The blog The Perils of Plans: Why Creativity Requires Leaping into the Unknown from Brain Pickings has some interesting thoughts on the negative effects of planning including a quote from another work:
Allow yourself the uncomfortable luxury of changing your mind,” I offered in one of my 7 lessons from 7 years of Brain Pickings. Indeed, nothing stunts growth more powerfully than our attachment to the familiar, our blind adherence to predetermined plans, and our inability to, as Rilke famously put it, “live the questions.” Keats termed the willingness to embrace uncertainty, live with mystery, and make peace with ambiguity “negative capability” and argued that it’s essential to the creative process; Anaïs Nin believed that inviting the unknown helps us live more richly, and even psychologists confirm that embracing uncertainty is essential to creativity. And yet we cling so vigorously to our comfort zones, our plans, our knowns — why?
So planning might be an effort to ward off the unknown. Accidents, illness and death have a very strong component of the unknown.
We rarely “plan” our next accident or illness. We may prepare for death, but few (hopefully) plan it.
Does unplanned simply equal unknown? Is planning an effort to make the unknown into the known?

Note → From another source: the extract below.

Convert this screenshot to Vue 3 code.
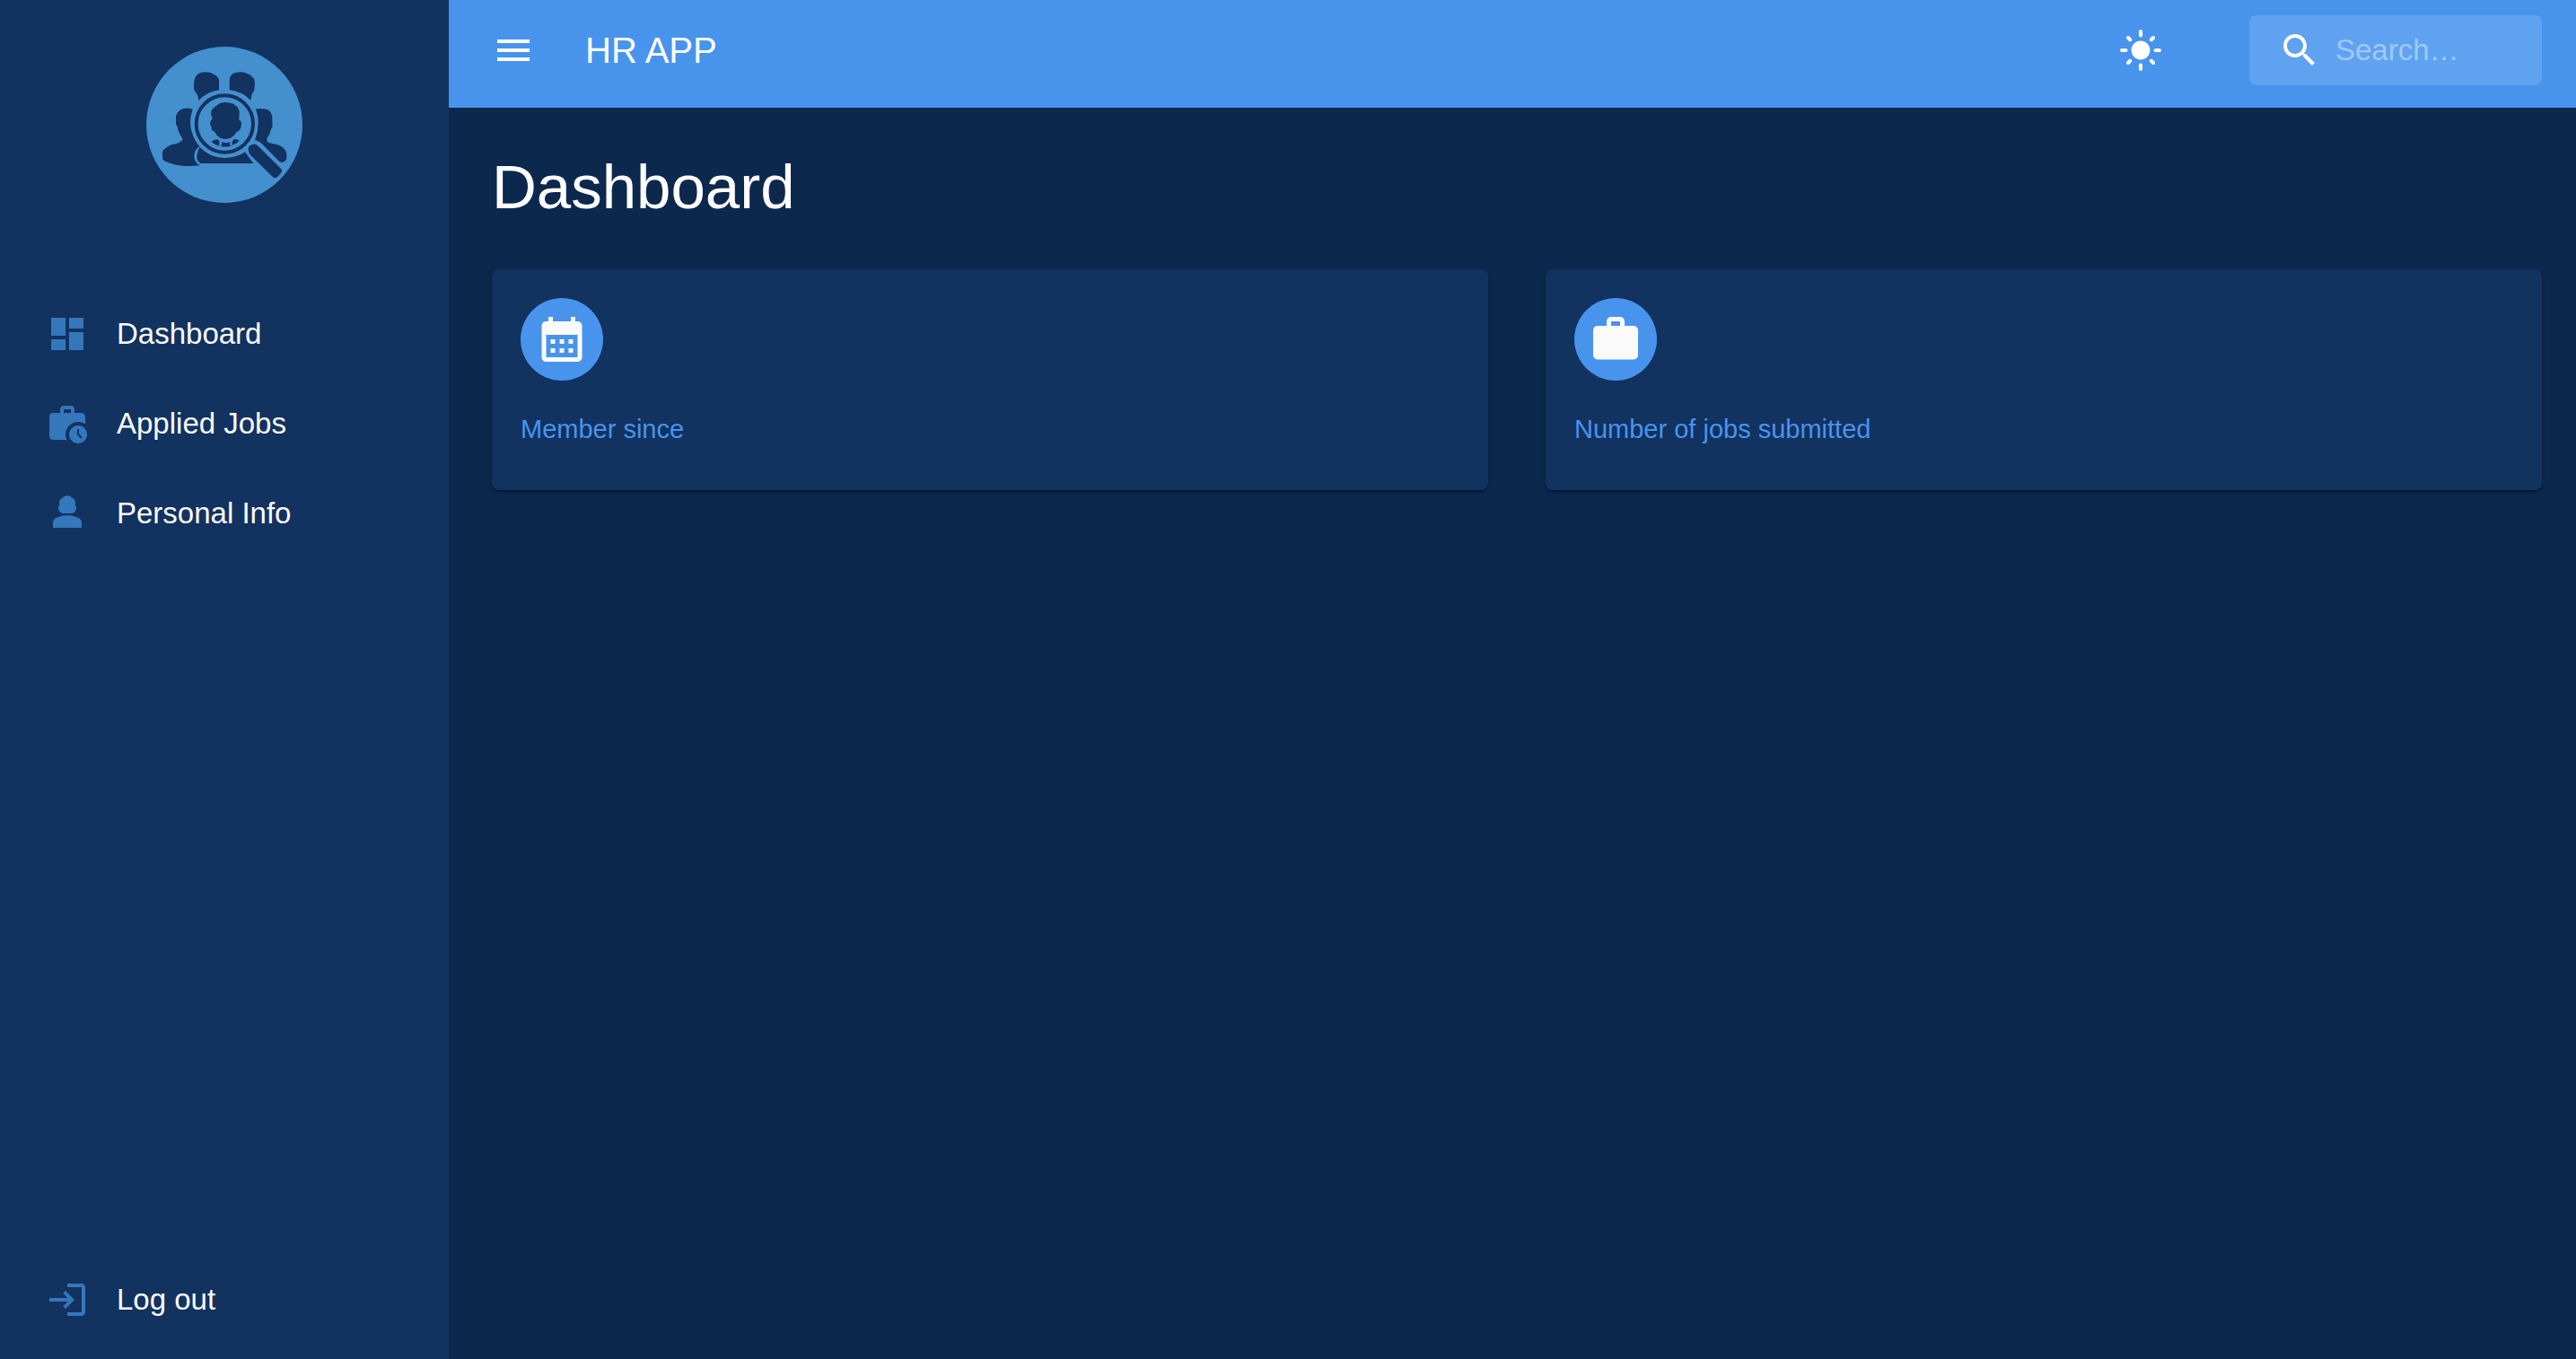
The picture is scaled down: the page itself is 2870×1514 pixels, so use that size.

Energies from the Unknown: Uranus, Neptune and Pluto
The outer planets represent the energies of the environment and the times. These planets represent collective energies, not personal energies. They do not represent your personal likes, dislikes and moods. These planets are the collective uprisings, physical earthquakes, mass movements, mass hysteria and any energy that flows through humanity at large.
The energies are like wind. The wind has its own force, but what it carries comes from what lies in its path. Does it carry leaves, dust or radiation from distant shores?
The outer planets are a good representation of the unplanned and the unknown.
Uranus, the awakener, brings the accidents because of its nature to be sudden. Some accidents are bad, like tripping on the curb and falling down. Some accidents are good such as those that lead to discoveries.
Neptune, the dissolver, can bring illness. Neptune dissolves boundaries and alters perception which can make the known into the unknown with terrifying fuzziness. The experience can lead to fragility and vulnerability which is where the illness seems to attach. The positive side of the Neptunian experience is a connection with all-that-is.
Pluto, the transformer, can bring death among its many transformations. Does death always mean the big D or can it also be the little D? Transformation, of course, can be positive but is more scary than it sounds because often the identity shifts, which is unpleasant for the sense of self.
In Lois Duncan’s young adult novel Killing Mr. Griffin, there’s a poem that’s always stuck with me – the last two lines at least – which evokes thoughts of Pluto’s big and little Ds.
Yahoo! Answer seems to have the poem in its entirety:
Where the daisies laugh and blow,
Where the willow leaves hang down,
Nonny, nonny, I will go
There to weave my lord a crown.
Willow, willow, by the brook,
Trailing fingers green and long,
I will read my lord a book,
I will sing my lord a song.
Though he turn his face away,
Nonny, nonny, still I sing,
Ditties of a heart gone gray
And a hand that bears no ring.
Water, water, cold and deep,
Hold me fast that I may sleep.
Death with you is hardly more
Than the little deaths before.
Energies of the Known: Inner Planets
The energies of the known – sun, moon, Mercury, Venus, Mars, Jupiter and Saturn – represent our personal and social selves. These are the planets that represent what we think of as our identity.
These planets are the planners who create the continuity of our sense of self. The unplanned Uranus, Neptune and Pluto, are the disruptions in the sense of self that can occur during intense encounters, unusual situations, catastrophic events or just because it’s time.
Those that don’t lose a sense of self during these times probably have a lot of fixed signs or earth signs.
When Pluto entered Capricorn in 2008, the Capricorn banking and government structures experienced a strong disruption – unplanned, of course. It’s both scary to experience and interesting to watch as the world tries to return to the planned.
The world experienced an outer planet energy that created a crack in the egg of our system and quickly tried to recover the inner planet experience – a return to normal, the known, the expected.